-- start of Recorded information --

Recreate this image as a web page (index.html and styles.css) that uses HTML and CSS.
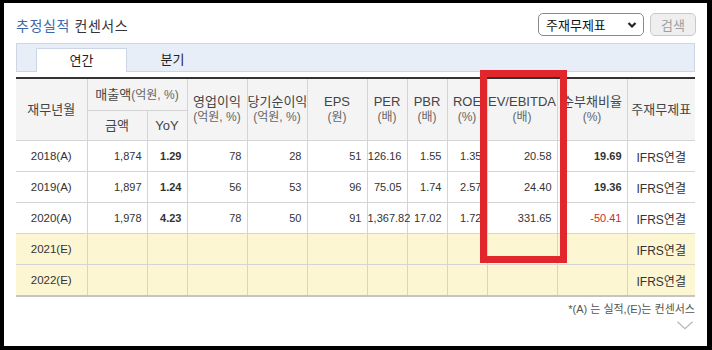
FILE: index.html
```html
<!DOCTYPE html>
<html lang="ko">
<head>
<meta charset="utf-8">
<title>추정실적 컨센서스</title>
<link rel="stylesheet" href="styles.css">
</head>
<body>
<div class="page">
  <div class="top">
    <h2 class="title"><span class="blue">추정실적</span> 컨센서스</h2>
    <div class="controls">
      <div class="select">주재무제표
        <svg class="caret" width="10" height="8" viewBox="0 0 10 8"><path d="M1.5 2 L5 5.5 L8.5 2" fill="none" stroke="#222" stroke-width="2.2"/></svg>
      </div>
      <button class="btn">검색</button>
    </div>
  </div>
  <div class="tabs">
    <div class="tab active">연간</div>
    <div class="tab">분기</div>
  </div>
  <table class="grid">
    <colgroup>
      <col class="c71"><col class="c60"><col class="c40"><col class="c60"><col class="c60"><col class="c60"><col class="c40"><col class="c40"><col class="c40"><col class="c70"><col class="c70"><col class="c68">
    </colgroup>
    <thead>
      <tr class="h1">
        <th rowspan="2">재무년월</th>
        <th colspan="2">매출액<span class="unit">(억원, %)</span></th>
        <th rowspan="2">영업이익<br><span class="unit">(억원, %)</span></th>
        <th rowspan="2">당기순이익<br><span class="unit">(억원, %)</span></th>
        <th rowspan="2">EPS<br><span class="unit">(원)</span></th>
        <th rowspan="2">PER<br><span class="unit">(배)</span></th>
        <th rowspan="2">PBR<br><span class="unit">(배)</span></th>
        <th rowspan="2">ROE<br><span class="unit">(%)</span></th>
        <th rowspan="2">EV/EBITDA<br><span class="unit">(배)</span></th>
        <th rowspan="2">순부채비율<br><span class="unit">(%)</span></th>
        <th rowspan="2">주재무제표</th>
      </tr>
      <tr class="h2">
        <th>금액</th>
        <th>YoY</th>
      </tr>
    </thead>
    <tbody>
      <tr>
        <td class="ctr">2018(A)</td><td>1,874</td><td class="b">1.29</td><td>78</td><td>28</td><td>51</td><td>126.16</td><td>1.55</td><td>1.35</td><td>20.58</td><td class="b">19.69</td><td class="ctr">IFRS연결</td>
      </tr>
      <tr>
        <td class="ctr">2019(A)</td><td>1,897</td><td class="b">1.24</td><td>56</td><td>53</td><td>96</td><td>75.05</td><td>1.74</td><td>2.57</td><td>24.40</td><td class="b">19.36</td><td class="ctr">IFRS연결</td>
      </tr>
      <tr>
        <td class="ctr">2020(A)</td><td>1,978</td><td class="b">4.23</td><td>78</td><td>50</td><td>91</td><td>1,367.82</td><td>17.02</td><td>1.72</td><td>331.65</td><td class="neg">-50.41</td><td class="ctr">IFRS연결</td>
      </tr>
      <tr class="est">
        <td class="ctr">2021(E)</td><td></td><td></td><td></td><td></td><td></td><td></td><td></td><td></td><td></td><td></td><td class="ctr">IFRS연결</td>
      </tr>
      <tr class="est last">
        <td class="ctr">2022(E)</td><td></td><td></td><td></td><td></td><td></td><td></td><td></td><td></td><td></td><td></td><td class="ctr">IFRS연결</td>
      </tr>
    </tbody>
  </table>
  <div class="note">*(A) 는 실적,(E)는 컨센서스</div>
  <div class="more">
    <svg width="16" height="9" viewBox="0 0 16 9"><path d="M0.5 0.8 L8 7.8 L15.5 0.8" fill="none" stroke="#b5b5b5" stroke-width="1.2"/></svg>
  </div>
  <div class="redbox"></div>
</div>
</body>
</html>
```

FILE: styles.css
```css
html, body {
  margin: 0;
  padding: 0;
  background: #000;
}
body {
  width: 712px;
  height: 350px;
  overflow: hidden;
  font-family: "Liberation Sans", "Noto Sans CJK KR", sans-serif;
  color: #333;
}
.page {
  position: relative;
  margin: 3px 5px 0 4px;
  height: 343px;
  background: #fff;
  padding: 0 12px;
  box-sizing: border-box;
}
.top {
  height: 40px;
  display: flex;
  justify-content: space-between;
  align-items: flex-start;
  padding-top: 10px;
  box-sizing: border-box;
}
.title {
  margin: 2px 0 0 0;
  font-size: 14px;
  font-weight: normal;
  line-height: 23px;
  color: #333;
  letter-spacing: 0.6px;
}
.blue { color: #3a68a8; }
.controls {
  display: flex;
  gap: 6px;
  margin-right: -1px;
}
.select {
  width: 106px;
  height: 23px;
  box-sizing: border-box;
  border: 1px solid #8a8a8a;
  border-radius: 5px;
  display: flex;
  align-items: center;
  justify-content: space-between;
  padding: 0 6px 0 7px;
  font-size: 13px;
  color: #111;
}
.btn {
  width: 46px;
  height: 23px;
  box-sizing: border-box;
  border: 1px solid #c9c9c9;
  border-radius: 5px;
  background: #efefef;
  color: #a0a0a0;
  font-family: "Liberation Sans", "Noto Sans CJK KR", sans-serif;
  font-size: 13px;
  padding: 0;
}
.tabs {
  height: 29px;
  box-sizing: border-box;
  border: 1px solid #cdd6e4;
  background: #e8eef8;
  display: flex;
  align-items: flex-end;
  padding-left: 19px;
}
.tab {
  width: 91px;
  height: 24px;
  box-sizing: border-box;
  text-align: center;
  font-size: 13px;
  line-height: 23px;
  color: #222;
  margin-bottom: -1px;
}
.tab.active {
  background: #fff;
  border: 1px solid #cdd6e4;
  border-bottom: none;
  height: 24px;
}
.grid {
  margin-top: 5px;
  width: 679px;
  border-collapse: collapse;
  table-layout: fixed;
  border-top: 2px solid #333;
  border-bottom: 2px solid #c4c4c4;
}
.c71 { width: 71px; }
.c60 { width: 60px; }
.c40 { width: 40px; }
.c70 { width: 70px; }
.c68 { width: 68px; }
.grid th {
  background: #f4f4f4;
  border: 1px solid #d4d4d4;
  font-weight: normal;
  font-size: 13px;
  color: #444;
  padding: 0;
  line-height: 15px;
  text-align: center;
  white-space: nowrap;
}
.grid th:first-child, .grid td:first-child { border-left: none; }
.grid th:last-child, .grid td:last-child { border-right: none; }
.grid tr.h1 th { height: 31px; }
.grid tr.h2 th { height: 29px; }
.grid tr.h2 th:first-child { border-left: 1px solid #d4d4d4; }
.unit {
  font-size: 12px;
  color: #666;
}
.grid td {
  border: 1px solid #d4d4d4;
  height: 30px;
  padding: 0 5px 0 0;
  font-size: 11px;
  color: #333;
  text-align: right;
  white-space: nowrap;
}
.grid td.ctr {
  text-align: center;
  padding: 0;
  font-size: 12px;
}
.grid td:first-child { font-size: 11.5px; }
.grid td.b { font-weight: bold; }
.grid td.neg { color: #cc2a2a; }
.grid tr.est td { background: #fdf6d2; }
.note {
  text-align: right;
  font-size: 11px;
  color: #555;
  margin-top: 5px;
  line-height: 14px;
}
.more {
  display: flex;
  justify-content: flex-end;
  padding: 5px 2px 0 0;
}
.redbox {
  position: absolute;
  left: 476px;
  top: 67px;
  width: 87px;
  height: 193px;
  box-sizing: border-box;
  border: 7px solid #e1262c;
  pointer-events: none;
}
```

-- end of Recorded information --

- _Challenge_
Scan the listing above and identify each line holding the string "page"; copy every such line.

- _Reply to the exercise_
Recreate this image as a web page (index.html and styles.css) that uses HTML and CSS.
<div class="page">
.page {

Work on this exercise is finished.